The second-in-command shook her head.  “If only they had left us alone.  They would have had nothing to fear from us, if they did not take from us, and from our labors.”

“But they did fear,” the giant said.  “That we would do as they did.  Take from them and keep taking.”

“They had everything they could want and beyond,” the captain said.  He turned to his friends and allies.  “How can you have everything and still want more?”

“Let us take it as a warning, friends,” his second said.  “When we come to possess the powers that they have left behind, let us not be as the gods were.”

“But where are they?  Could they have succeeded in building a vessel and escaping?”

The giant engineer shook her head.  “Not if their understanding of flight is reflected in this scroll.”

They further searched the chamber.  And they found the ones who had once called themselves gods. 

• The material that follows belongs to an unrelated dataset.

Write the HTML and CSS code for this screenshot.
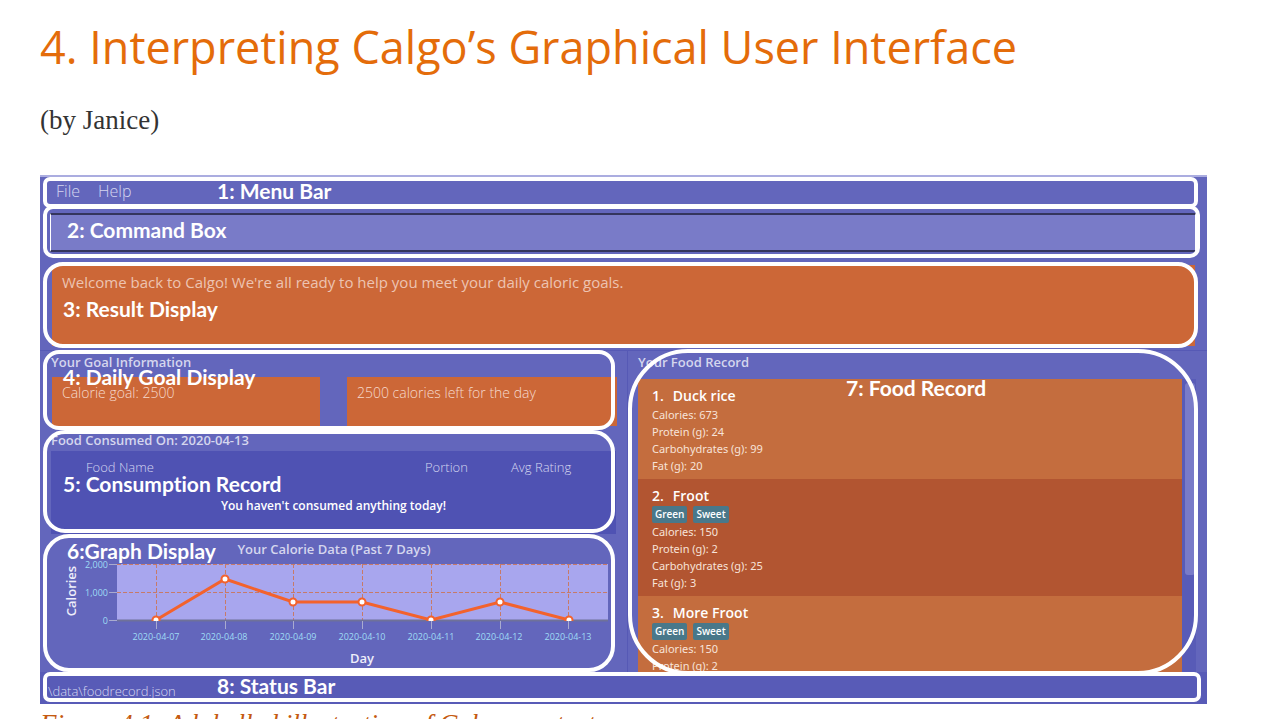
FILE: index.html
```html
<!DOCTYPE html>
<html lang="en">
<head>
<meta charset="utf-8">
<title>Calgo User Guide</title>
<link rel="stylesheet" href="styles.css">
</head>
<body>
<main class="page">
  <h1 class="title">4. Interpreting Calgo’s Graphical User Interface</h1>
  <p class="author">(by Janice)</p>
  <figure class="figure">
    <div class="app">
      <nav class="menu">
        <button class="menu-item" type="button">File</button>
        <button class="menu-item" type="button">Help</button>
        <div class="note note-menu"><span>1: Menu Bar</span></div>
      </nav>
      <section class="command">
        <input class="command-input" id="command" type="text">
        <div class="note note-command"><label for="command">2: Command Box</label></div>
      </section>
      <section class="result">
        <p class="result-box">Welcome back to Calgo! We're all ready to help you meet your daily caloric goals.</p>
        <div class="note note-result"><span>3: Result Display</span></div>
      </section>
      <div class="panels">
        <div class="left">
          <section class="goal">
            <h2 class="heading">Your Goal Information</h2>
            <div class="goal-boxes">
              <p class="goal-box">Calorie goal: 2500</p>
              <p class="goal-box">2500 calories left for the day</p>
            </div>
            <div class="note note-goal"><span>4: Daily Goal Display</span></div>
          </section>
          <section class="consumed">
            <h2 class="heading">Food Consumed On: 2020-04-13</h2>
            <table class="consumed-table">
              <thead><tr><th class="col-name">Food Name</th><th class="col-portion">Portion</th><th>Avg Rating</th></tr></thead>
              <tbody><tr><td colspan="3">You haven't consumed anything today!</td></tr></tbody>
            </table>
            <div class="note note-consumed"><span>5: Consumption Record</span></div>
          </section>
          <section class="graph">
            <svg class="chart" viewBox="0 0 587 138" role="img" aria-label="Your Calorie Data (Past 7 Days)">
              <text class="chart-title" x="294" y="20">Your Calorie Data (Past 7 Days)</text>
              <rect class="plot" x="77" y="30" width="491" height="56"/>
              <path class="grid" d="M77 30.500H568M77 58.500H568M116.500 30V86M185.500 30V86M253.500 30V86M322.500 30V86M391.500 30V86M460.500 30V86M528.500 30V86"/>
              <path class="axis" d="M77 86.500H568"/>
              <path class="tick" d="M69 30.500h8M69 58.500h8M69 86.500h8M116.500 87v8M185.500 87v8M253.500 87v8M322.500 87v8M391.500 87v8M460.500 87v8M528.500 87v8"/>
              <clipPath id="plot-area"><rect x="77" y="30" width="491" height="57"/></clipPath>
              <g clip-path="url(#plot-area)">
                <path class="line" d="M116 86L185 45L253 68H322L391 86L460 68L529 86"/>
                <g class="dots"><circle cx="116" cy="86" r="3.500"/><circle cx="185" cy="45" r="3.500"/><circle cx="253" cy="68" r="3.500"/><circle cx="322" cy="68" r="3.500"/><circle cx="391" cy="86" r="3.500"/><circle cx="460" cy="68" r="3.500"/><circle cx="529" cy="86" r="3.500"/></g>
              </g>
              <g class="y-labels"><text x="68" y="34">2,000</text><text x="68" y="62">1,000</text><text x="68" y="90">0</text></g>
              <g class="x-labels"><text x="116" y="106">2020-04-07</text><text x="184" y="106">2020-04-08</text><text x="253" y="106">2020-04-09</text><text x="322" y="106">2020-04-10</text><text x="391" y="106">2020-04-11</text><text x="459" y="106">2020-04-12</text><text x="528" y="106">2020-04-13</text></g>
              <text class="axis-name" transform="translate(36 57) rotate(-90)">Calories</text>
              <text class="axis-name axis-day" x="322" y="129">Day</text>
            </svg>
            <div class="note note-graph"><span>6:Graph Display</span></div>
          </section>
        </div>
        <section class="record">
          <h2 class="heading">Your Food Record</h2>
          <div class="list">
            <div class="items">
              <article class="item">
                <h3 class="name"><span>1.</span>Duck rice</h3>
                <p>Calories: 673</p><p>Protein (g): 24</p><p>Carbohydrates (g): 99</p><p>Fat (g): 20</p>
              </article>
              <article class="item item-dark">
                <h3 class="name"><span>2.</span>Froot</h3>
                <div class="tags"><span class="tag">Green</span><span class="tag">Sweet</span></div>
                <p>Calories: 150</p><p>Protein (g): 2</p><p>Carbohydrates (g): 25</p><p>Fat (g): 3</p>
              </article>
              <article class="item">
                <h3 class="name"><span>3.</span>More Froot</h3>
                <div class="tags"><span class="tag">Green</span><span class="tag">Sweet</span></div>
                <p>Calories: 150</p><p>Protein (g): 2</p>
              </article>
            </div>
            <div class="track"><div class="thumb"></div></div>
          </div>
          <div class="note note-record"><span>7: Food Record</span></div>
        </section>
      </div>
      <footer class="status">
        <span>\data\foodrecord.json</span>
        <div class="note note-status"><span>8: Status Bar</span></div>
      </footer>
    </div>
    <figcaption class="caption">Figure 4.1: A labelled illustration of Calgo on startup</figcaption>
  </figure>
</main>
</body>
</html>
```
FILE: styles.css
```css
* { box-sizing: border-box; }
body { margin: 0; height: 100vh; overflow: hidden; background: #fff; }
h1, h2, h3, p, figure { margin: 0; }

.page { padding: 15px 70px 0 40px; }
.title { font: 400 45px/64px "Open Sans", sans-serif; color: #e46c0a; }
.author { margin: 24px 0 38px; font: 27px/34px "Liberation Serif", serif; color: #333; }

.app {
  display: flex;
  flex-direction: column;
  background: #6366bc;
  color: #d5d6ee;
  font-family: "Open Sans", "Noto Sans", sans-serif;
}

/* Numbered outlines laid over each part of the window */
.note {
  position: absolute;
  z-index: 1;
  border: 4px solid #fff;
  color: #fff;
  font: 700 21px/24px Lato, sans-serif;
  font-variant-ligatures: none;
  pointer-events: none;
}
.note-menu { inset: 0 9px 0 3px; padding-left: 170px; line-height: 20px; border-radius: 7px; }
.note-command { inset: -3px 7px 0 3px; padding: 9px 20px; border-radius: 10px; }
.note-result { inset: 4px 9px 2px 3px; padding: 31px 16px; border-radius: 20px; }
.note-goal { inset: -1px 12px 0 3px; padding: 11px 16px; border-radius: 16px; }
.note-consumed { inset: 0 12px 1px 3px; padding: 38px 16px; border-radius: 22px; }
.note-graph { inset: 0 12px 0 3px; padding: 1px 20px; border-radius: 26px; }
.note-record { inset: -2px 9px -3px 0; padding: 23px 0 0 214px; border-radius: 60px; }
.note-status { inset: 0 6px 2px 3px; padding-left: 170px; line-height: 20px; border-radius: 7px; }

.menu { position: relative; display: flex; gap: 18px; height: 33px; padding: 0 16px 3px; border-top: 2px solid #abade0; }
.menu-item { padding: 0; border: 0; background: none; color: #d5d6f0; font: 300 16px/26px "Open Sans", sans-serif; }

.command { position: relative; height: 50px; padding: 5px 11px 6px 10px; }
.command-input {
  display: block;
  width: 100%;
  height: 39px;
  border: solid #34355c;
  border-width: 2px 1px;
  border-left-color: #fff;
  border-right-color: #fff;
  background: #797bc8;
  color: #fff;
}

.result { position: relative; height: 93px; padding: 7px 12px 5px; border-bottom: 1px solid #5659b5; }
.result-box { height: 81px; padding: 5px 10px; background: #cc6737; color: #edc4b2; font-size: 15px; line-height: 24px; }

.panels { display: grid; grid-template-columns: 587fr 580fr; height: 321px; }
.heading { font-weight: 600; font-size: 13px; line-height: 20px; }

.goal { position: relative; height: 79px; padding: 2px 10px 0 12px; }
.goal .heading, .consumed .heading { margin-top: -1px; margin-bottom: 1px; }
.goal .heading { margin-left: -1px; }
.goal-boxes { display: grid; grid-template-columns: 268fr 270fr; gap: 27px; margin-top: 5px; }
.goal-box { height: 49px; padding: 6px 10px; background: #cc6737; color: #f6dacd; font-weight: 300; font-size: 14px; line-height: 20px; }

.consumed { position: relative; height: 104px; padding: 1px 11px 0; }
.consumed-table { width: 100%; height: 83px; border-collapse: collapse; background: #4f52b3; table-layout: fixed; }
.consumed-table th { padding: 0; height: 32px; font-weight: 300; font-size: 13px; line-height: 20px; text-align: left; color: #d5d6f0; }
.consumed-table .col-name { width: 374px; padding-left: 35px; }
.consumed-table .col-portion { width: 86px; }
.consumed-table td { padding: 13px 0 0; vertical-align: top; text-align: center; font-weight: 600; font-size: 12px; line-height: 20px; color: #fff; }

.graph { position: relative; height: 138px; }
.chart { display: block; width: 100%; font-family: "Open Sans", sans-serif; }
.chart-title { font-weight: 600; font-size: 13px; fill: #d5d6ee; text-anchor: middle; }
.plot { fill: #a8a6ee; }
.grid { stroke: #c77a68; stroke-dasharray: 4 2; }
.axis { stroke: #6f7199; stroke-width: 2; }
.tick { stroke: #a9abcf; }
.line { fill: none; stroke: #f3622d; stroke-width: 3; }
.dots { fill: #fff; stroke: #f3622d; stroke-width: 2; }
.y-labels, .x-labels { font-size: 9px; fill: #9fdcf5; }
.y-labels { text-anchor: end; }
.x-labels { text-anchor: middle; }
.axis-name { font-weight: 600; font-size: 13px; fill: #eeeefa; text-anchor: middle; }

.record { position: relative; padding: 2px 11px 0 10px; border-left: 1px solid #5659b5; }
.record .heading { margin-top: -1px; margin-bottom: 7px; }
.list { display: grid; grid-template-columns: 1fr 14px; height: 293px; overflow: hidden; }
.items { height: 293px; overflow: hidden; }
.item { padding: 8px 14px 5px; background: #c46d3e; color: #f7e3d9; font-family: "Noto Sans", sans-serif; font-size: 11px; line-height: 17px; }
.item-dark { background: #b25531; }
.name { display: flex; gap: 9px; margin-bottom: 1px; font-weight: 600; font-size: 14px; line-height: 18px; font-family: "Open Sans", sans-serif; color: #fff; }
.tags { display: flex; gap: 6px; }
.tag { padding: 0 3px; border-radius: 2px; background: #49788a; color: #fff; font-family: "Open Sans", sans-serif; font-weight: 600; font-size: 10px; line-height: 17px; }
.track { height: 293px; padding: 4px 1px 0 3px; background: #585bb7; }
.thumb { height: 192px; border-radius: 3px; background: #797bc8; }

.status { position: relative; height: 32px; padding: 9px 8px 0; background: #585bb7; color: #d5d6f0; font-weight: 300; font-size: 13px; line-height: 20px; }
.caption { margin-top: 3px; font: italic 27px/34px "Liberation Serif", serif; color: #c55a11; }
```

In one corner of the vast chamber lay dozens of husks, most covered in lavish trinkets.  One of them had a sword through the chest, the blade slicing through many layers of gray robes.  The rest seemed to lay in repose.  There were oddly constructed objects nearby.  Three planks of wood fastened with nails that were too long.  Plates of metal welded in awkward positions.  They had tried to build the vessel in the giants’ design, the very design that long, long ago had caused the giants to believe that the humans were thieves, and they should go to war.  The gods had tried to build the vessel, but they had failed.  For they had never once built anything themselves.

Those humans and giants who had inherited the work of a long-abandoned but never-forgotten union gathered in that corner of the vast chamber, and gazed down upon the husks.

But their gazes did not linger long, for also within that chamber lay a great work yet to be done.  The gods could not do it.

But the giants and the humans together…they might do it.  They might build a vessel to reach the stars.

Together, they might do a great many things worthy of doing.